Exaltation of the Holy Cross
As a Christian I struggle with the idea of suffering, even worse than the idea is the experience—the soul-wrenching skin piercing visceral experience of pain. This is the paradox that the Orthodox Church presents for our meditation today. The Cross—the excruciating physical, emotional and spiritual agony that our Lord suffered on behalf of us, the most undeserving and miserable ones–it is through this Cross, this agony that we are led to salvation.
Most days I do not want to accept this. I do not want to suffer. I do not want to witness suffering and injustice. The blown up bloody bodies of innocents strewn against the morning paper—the greed I see around me that gives rise to heinous institutionalized inequality. Blatant racism, sexism, corruption of every society. When I reel in loneliness because I know that in my most painful moments I too will be alone; and not just left alone, but even mocked and ridiculed. Who wants to suffer? It is counterintuitive; it is unhealthy even self-destructive the self-help books tell me.
But the Church teaches me that there is no way to heaven—the only way is the Via Dolorosa, the Sorrowful Way, the Way of the Cross. This is the rub—that the way out of the pain is through the pain. The only way to heaven is through hell.
At the foot of Golgotha in the Church of the Holy Sepulchre, I have knelt in front of the Cross of the Lord; have witnessed the stones torn in two. I have tasted of that bitter cup of agony, if only in the lightest dose. Having attended the pageant of pain at that holy site, I have tasted of the bitterness of death, have followed His shrouded body to the burial cave, have witnessed the blood on the pavement, heard the lashings and the beating of the nails through the bone. It is the shrieks of infernal pain unleashed in the darkest hell, the agony of despair, that reverberated through the Praetorium while the soldiers played dice over the white gown. The lurid circles and Xs inscribed on the floor of the dungeon where He was awaiting His doom.

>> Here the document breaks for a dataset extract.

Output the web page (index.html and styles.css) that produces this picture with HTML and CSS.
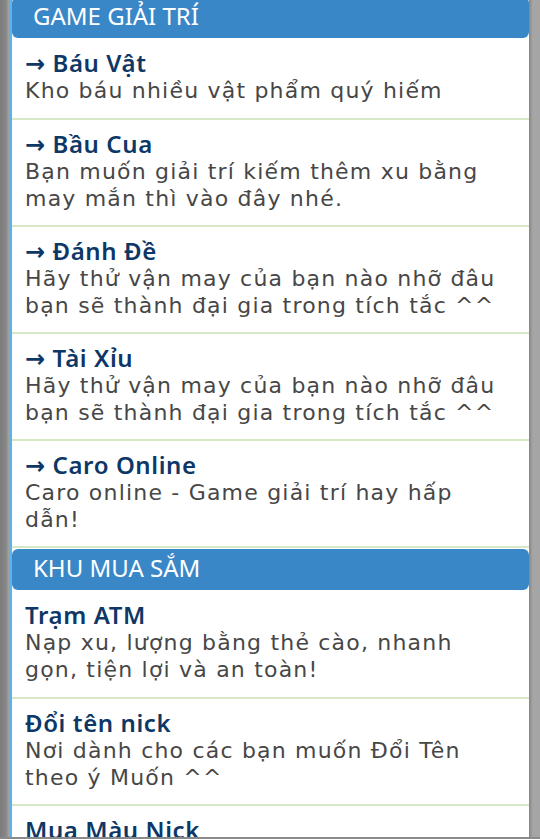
FILE: index.html
```html
<!DOCTYPE html>
<html lang="vi">
<head>
<meta charset="utf-8">
<link rel="stylesheet" href="styles.css">
</head>
<body>
<div class="panel">
  <div class="section-head first">GAME GIẢI TRÍ</div>
  <div class="item">
    <div class="title">→ Báu Vật</div>
    <div class="desc">Kho báu nhiều vật phẩm quý hiếm</div>
  </div>
  <div class="item">
    <div class="title">→ Bầu Cua</div>
    <div class="desc">Bạn muốn giải trí kiếm thêm xu bằng may mắn thì vào đây nhé.</div>
  </div>
  <div class="item">
    <div class="title">→ Đánh Đề</div>
    <div class="desc">Hãy thử vận may của bạn nào nhỡ đâu bạn sẽ thành đại gia trong tích tắc ^^</div>
  </div>
  <div class="item">
    <div class="title">→ Tài Xỉu</div>
    <div class="desc">Hãy thử vận may của bạn nào nhỡ đâu bạn sẽ thành đại gia trong tích tắc ^^</div>
  </div>
  <div class="item">
    <div class="title">→ Caro Online</div>
    <div class="desc">Caro online - Game giải trí hay hấp dẫn!</div>
  </div>
  <div class="section-head">KHU MUA SẮM</div>
  <div class="item">
    <div class="title">Trạm ATM</div>
    <div class="desc">Nạp xu, lượng bằng thẻ cào, nhanh gọn, tiện lợi và an toàn!</div>
  </div>
  <div class="item">
    <div class="title">Đổi tên nick</div>
    <div class="desc">Nơi dành cho các bạn muốn Đổi Tên theo ý Muốn ^^</div>
  </div>
  <div class="item">
    <div class="title">Mua Màu Nick</div>
  </div>
</div>
<div class="navline"></div>
</body>
</html>
```
FILE: styles.css
```css
html, body {
  margin: 0;
  padding: 0;
  height: 100%;
  overflow: hidden;
}
body {
  background: linear-gradient(to right, #7c7c7c 0, #878787 6px, #a5a5a5 9px, #a5a5a5 100%);
  font-family: "Noto Sans", "DejaVu Sans", sans-serif;
}
.panel {
  margin: -3px 11px 0 9px;
  border-left: 3px solid #5cb3ec;
  background: #fff;
  box-shadow: 2px 0 2px rgba(0,0,0,0.18);
  min-height: 900px;
}
.section-head {
  background: #3a87c8;
  color: #fff;
  border-radius: 6px;
  font-size: 24px;
  line-height: 28px;
  padding: 5px 21px 8px;
  margin-top: 1px;
}
.section-head.first {
  margin-top: 0;
}
.item {
  padding: 10px 24px 13px 13px;
  border-bottom: 2px solid #d6e8c4;
}
.section-head + .item {
  padding-top: 11px;
  padding-bottom: 14px;
}
.title {
  color: #0d3766;
  font-weight: 600;
  font-size: 24px;
  line-height: 28px;
  letter-spacing: 0.6px;
}
.desc {
  color: #474747;
  font-family: "DejaVu Sans", "Noto Sans", sans-serif;
  font-size: 22px;
  line-height: 27px;
  letter-spacing: 1.2px;
}
.navline {
  position: fixed;
  left: 0;
  right: 0;
  bottom: 0;
  height: 2px;
  background: #8a8a8a;
}
```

The bloody pool, mockers with grimaces wagging fingers. I too have felt the deep cut of the sword through the heart. The emptying, the utter relinquishing of will to something or someone that must have felt utterly sinister and pointless.
It is death incarnate that we must stare deeply into to understand that this is what life is about. Suffering is life. No one can escape it. Only when we comprehend this can we realize that just a few feet away, a few days away, lies the site of the Holy Resurrection. From the mouth of the abyss the light floods out. It is the very same revolving door from within which pass both birth and death, light and dark, agony and ecstasy. That is the paradox that we are forced to swallow—that death is life crouching to be born; life carries the seed of the bitter knowledge of death.
It is the Lord, our hero, who has paved the Way. The Via Dolorosa leads to the stairway to heaven. The instrument of death has become life-giving. Such is the Mystery that our minds might like sieves attempt to hold.
Let us raise up our Crosses and take on the same agony of Crucifixion that leads to the ecstasy of Resurrection.